> **Task objective**: Go through the lines below and copy each one that holds the string "React".

> **Dataset extract**:
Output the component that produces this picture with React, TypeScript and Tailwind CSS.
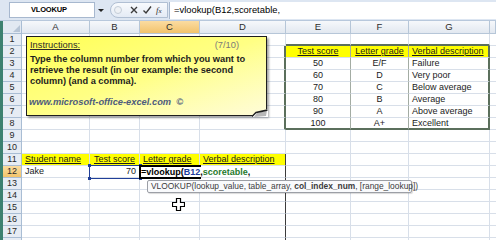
import React from 'react';

type CellDef = {
    text?: React.ReactNode;
    align?: 'l' | 'c' | 'r';
    yellow?: boolean;
    u?: boolean;
};

const COLS = ['A', 'B', 'C', 'D', 'E', 'F', 'G', 'H'];
const ROWS = Array.from({ length: 18 }, (_, i) => i + 1);

const scoreRows: [string, string, string][] = [
    ['50', 'E/F', 'Failure'],
    ['60', 'D', 'Very poor'],
    ['70', 'C', 'Below average'],
    ['80', 'B', 'Average'],
    ['90', 'A', 'Above average'],
    ['100', 'A+', 'Excellent'],
];

const cells: Record<string, CellDef> = {
    E2: { text: 'Test score', align: 'c', yellow: true, u: true },
    F2: { text: 'Letter grade', align: 'c', yellow: true, u: true },
    G2: { text: 'Verbal description', align: 'l', yellow: true, u: true },
    A11: { text: 'Student name', align: 'l', yellow: true, u: true },
    B11: { text: 'Test score', align: 'c', yellow: true, u: true },
    C11: { text: 'Letter grade', align: 'l', yellow: true, u: true },
    D11: { text: 'Verbal description', align: 'l', yellow: true, u: true },
    A12: { text: 'Jake', align: 'l' },
    B12: { text: '70', align: 'r' },
};
scoreRows.forEach(([score, grade, desc], i) => {
    cells[`E${i + 3}`] = { text: score, align: 'c' };
    cells[`F${i + 3}`] = { text: grade, align: 'c' };
    cells[`G${i + 3}`] = { text: desc, align: 'l' };
});

// borders of the cell: right then bottom
const rightBorder = (col: string, row: number) => {
    const inTable = row >= 2 && row <= 8;
    if ((col === 'D' || col === 'G') && inTable) return 'border-r-2 border-r-[#5b6f5c]';
    if (col === 'D' && row >= 11) return 'border-r border-r-[#3c3c3c]';
    if ((col === 'E' || col === 'F') && inTable) return 'border-r border-r-[#a3aca3]';
    return 'border-r border-r-[#d8dfe9]';
};

const bottomBorder = (col: string, row: number) => {
    const tableCol = col === 'E' || col === 'F' || col === 'G';
    if (tableCol && (row === 1 || row === 8)) return 'border-b-2 border-b-[#5b6f5c]';
    return 'border-b border-b-[#d8dfe9]';
};

const Cell: React.FC<{ col: string; row: number }> = ({ col, row }) => {
    const def = cells[`${col}${row}`];
    const align = def?.align === 'c' ? 'justify-center' : def?.align === 'r' ? 'justify-end' : 'justify-start';
    return (
        <div
            className={`relative flex items-center px-[3px] whitespace-nowrap text-[9px] leading-none text-[#1b1b1b] ${align} ${rightBorder(col, row)} ${bottomBorder(col, row)} ${def?.yellow ? 'bg-[#ffff00]' : ''}`}
        >
            {def?.text && <span className={def.u ? 'underline underline-offset-[1px]' : ''}>{def.text}</span>}
            {col === 'C' && row === 12 && (
                <span className="absolute left-[1px] top-[1px] z-20 bg-white pr-[1px] text-[9px] font-bold leading-[10px] text-black">
                    =vlookup(<span className="text-[#1d3c9e]">B12</span>,<span className="text-[#1f7a2c]">scoretable</span>,
                </span>
            )}
        </div>
    );
};

const RowHeader: React.FC<{ row: number }> = ({ row }) => (
    <div className="flex">
        <div className="w-[3px] bg-[#3d8170]" />
        <div
            className={`flex flex-1 items-center justify-center border-r border-b border-[#a9bdd4] text-[9px] leading-none text-[#2a2a2a] ${
                row === 12 ? 'bg-linear-to-b from-[#fbdc9f] to-[#f3c46a]' : 'bg-[#e6ecf4]'
            }`}
        >
            {row < 18 ? row : ''}
        </div>
    </div>
);

const FormulaBar: React.FC = () => (
    <div className="flex h-[21px] items-center bg-[#dde6f2] border-b border-[#b8c8dc]">
        <div className="ml-[9px] flex h-[16px] w-[86px] items-center border border-[#a7b8cf] bg-white pl-[21px]">
            <span className="text-[7.5px] font-semibold leading-none tracking-[-0.2px] text-black">VLOOKUP</span>
        </div>
        <svg width="10" height="10" viewBox="0 0 10 10" className="ml-[1px]">
            <path d="M2 4 L8 4 L5 7 Z" fill="#222" />
        </svg>
        <div className="ml-[4px] flex h-[16px] w-[58px] items-center rounded-l-full border border-[#b0bfd3] bg-linear-to-b from-[#f8fafd] to-[#e4ebf5] pl-[3px]">
            <span className="h-[8px] w-[8px] rounded-full border border-[#c4cdd8] bg-[#eef1f5]" />
            <svg width="10" height="10" viewBox="0 0 10 10" className="ml-[7px]">
                <path d="M2 2 L8 8 M8 2 L2 8" stroke="#3b3b3b" strokeWidth="1.4" />
            </svg>
            <svg width="10" height="10" viewBox="0 0 10 10" className="ml-[3px]">
                <path d="M1.5 5.5 L4 8 L9 1.5" stroke="#3b3b3b" strokeWidth="1.4" fill="none" />
            </svg>
            <span className="ml-[4px] font-['Liberation_Serif',serif] text-[9px] italic leading-none text-[#333]">
                f<span className="text-[7px]">x</span>
            </span>
        </div>
        <div className="ml-[1px] flex h-[17px] flex-1 items-center border-l border-[#a7b8cf] bg-white pl-[4px]">
            <span className="text-[9.4px] leading-none text-black">=vlookup(B12,scoretable,</span>
        </div>
    </div>
);

const Note: React.FC = () => (
    <div className="absolute left-[26px] top-[36px] z-10 h-[80px] w-[241px] border-[1.5px] border-[#1e1e1e] bg-linear-to-br from-[#ffff50] via-[#ffff84] to-[#fffcd8] shadow-[2px_2px_2px_rgba(0,0,0,0.35)]">
        <div className="flex items-center justify-between pl-[3px] pr-[27px] pt-[4px]">
            <span className="text-[9.3px] leading-none text-[#2a2a2a] underline underline-offset-[1px]">Instructions:</span>
            <span className="text-[9.3px] leading-none text-[#7a7a7a]">(7/10)</span>
        </div>
        <p className="mt-[4px] pl-[3px] text-[9.25px] font-bold leading-[11px] text-[#1d1d1d]">
            Type the column number from which you want to
            <br />
            retrieve the result (in our example: the second
            <br />
            column) (and a comma).
        </p>
        <div className="mt-[11px] pl-[2px] text-[9.3px] font-bold italic leading-none text-[#4d5b7d]">
            www.microsoft-office-excel.com&nbsp;&nbsp;©
        </div>
        <svg width="16" height="8" viewBox="0 0 16 8" className="absolute -bottom-[2px] -right-[2px]">
            <path d="M0 8 L4 3 Q9 2 16 0 L16 8 Z" fill="#ffffff" />
            <path d="M2 8 L5 4 Q10 3 15 1.5 L14 7 Z" fill="#b8b8b8" />
            <path d="M0 7.5 L4 3.5 Q9 2.5 15.5 1" stroke="#1e1e1e" strokeWidth="1.4" fill="none" />
        </svg>
    </div>
);

const App: React.FC = () => {
    return (
        <div className="relative h-[240px] w-[496px] overflow-hidden bg-white font-['Liberation_Sans',Arial,sans-serif]">
            <FormulaBar />
            <div className="grid grid-cols-[22px_68px_50px_60px_86px_65px_58px_81px_6px] grid-rows-[13px_repeat(18,12px)]">
                {/* column headers */}
                <div className="flex">
                    <div className="w-[3px] bg-[#3d8170]" />
                    <div className="relative flex-1 border-r border-b border-[#a9bdd4] bg-[#e2e9f2]">
                        <svg width="7" height="7" viewBox="0 0 7 7" className="absolute bottom-[1px] right-[1px]">
                            <path d="M7 0 L7 7 L0 7 Z" fill="#b7c5d6" />
                        </svg>
                    </div>
                </div>
                {COLS.map((c) => (
                    <div
                        key={c}
                        className={`flex items-center justify-center border-r border-b border-[#b6c6d8] text-[9.5px] leading-none text-[#2c2c2c] ${
                            c === 'C' ? 'bg-linear-to-b from-[#fbdca1] to-[#f2c36b]' : 'bg-linear-to-b from-[#f6f8fb] to-[#e2e8f0]'
                        }`}
                    >
                        {c === 'H' ? '' : c}
                    </div>
                ))}
                {ROWS.map((r) => (
                    <React.Fragment key={r}>
                        <RowHeader row={r} />
                        {COLS.map((c) => (
                            <Cell key={c} col={c} row={r} />
                        ))}
                    </React.Fragment>
                ))}
            </div>

            <Note />

            {/* B12 reference highlight */}
            <div className="pointer-events-none absolute left-[89px] top-[165px] z-10 h-[14px] w-[52px] border border-[#213f98]">
                <span className="absolute -left-[2px] -top-[2px] h-[3px] w-[3px] bg-[#213f98]" />
                <span className="absolute -bottom-[2px] -left-[2px] h-[3px] w-[3px] bg-[#213f98]" />
                <span className="absolute -right-[2px] -top-[2px] h-[3px] w-[3px] bg-[#213f98]" />
                <span className="absolute -bottom-[2px] -right-[2px] h-[3px] w-[3px] bg-[#213f98]" />
            </div>

            {/* active cell C12 */}
            <div className="pointer-events-none absolute left-[139px] top-[165px] z-10 h-[14px] w-[62px] border-2 border-black" />

            {/* function tooltip */}
            <div className="absolute left-[147px] top-[180px] z-30 h-[13px] w-[265px] whitespace-nowrap rounded-[2px] border border-[#9c9fa6] bg-[#f9fafc] pl-[3px] text-[8.4px] leading-[11px] text-[#3c3c3c] shadow-[1px_1px_1px_rgba(0,0,0,0.15)]">
                VLOOKUP(lookup_value, table_array, <span className="font-bold">col_index_num</span>, [range_lookup])
            </div>

            {/* fat cross cursor */}
            <svg width="13" height="13" viewBox="0 0 13 13" className="absolute left-[172px] top-[198px] z-30">
                <path
                    d="M4.5 0.5 H8.5 V4.5 H12.5 V8.5 H8.5 V12.5 H4.5 V8.5 H0.5 V4.5 H4.5 Z"
                    fill="#ffffff"
                    stroke="#000000"
                    strokeWidth="1.2"
                />
            </svg>
        </div>
    );
};

export default App;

> **Solution for this task**:
Output the component that produces this picture with React, TypeScript and Tailwind CSS.
import React from 'react';
    text?: React.ReactNode;
const Cell: React.FC<{ col: string; row: number }> = ({ col, row }) => {
const RowHeader: React.FC<{ row: number }> = ({ row }) => (
const FormulaBar: React.FC = () => (
const Note: React.FC = () => (
const App: React.FC = () => {
                    <React.Fragment key={r}>
                    </React.Fragment>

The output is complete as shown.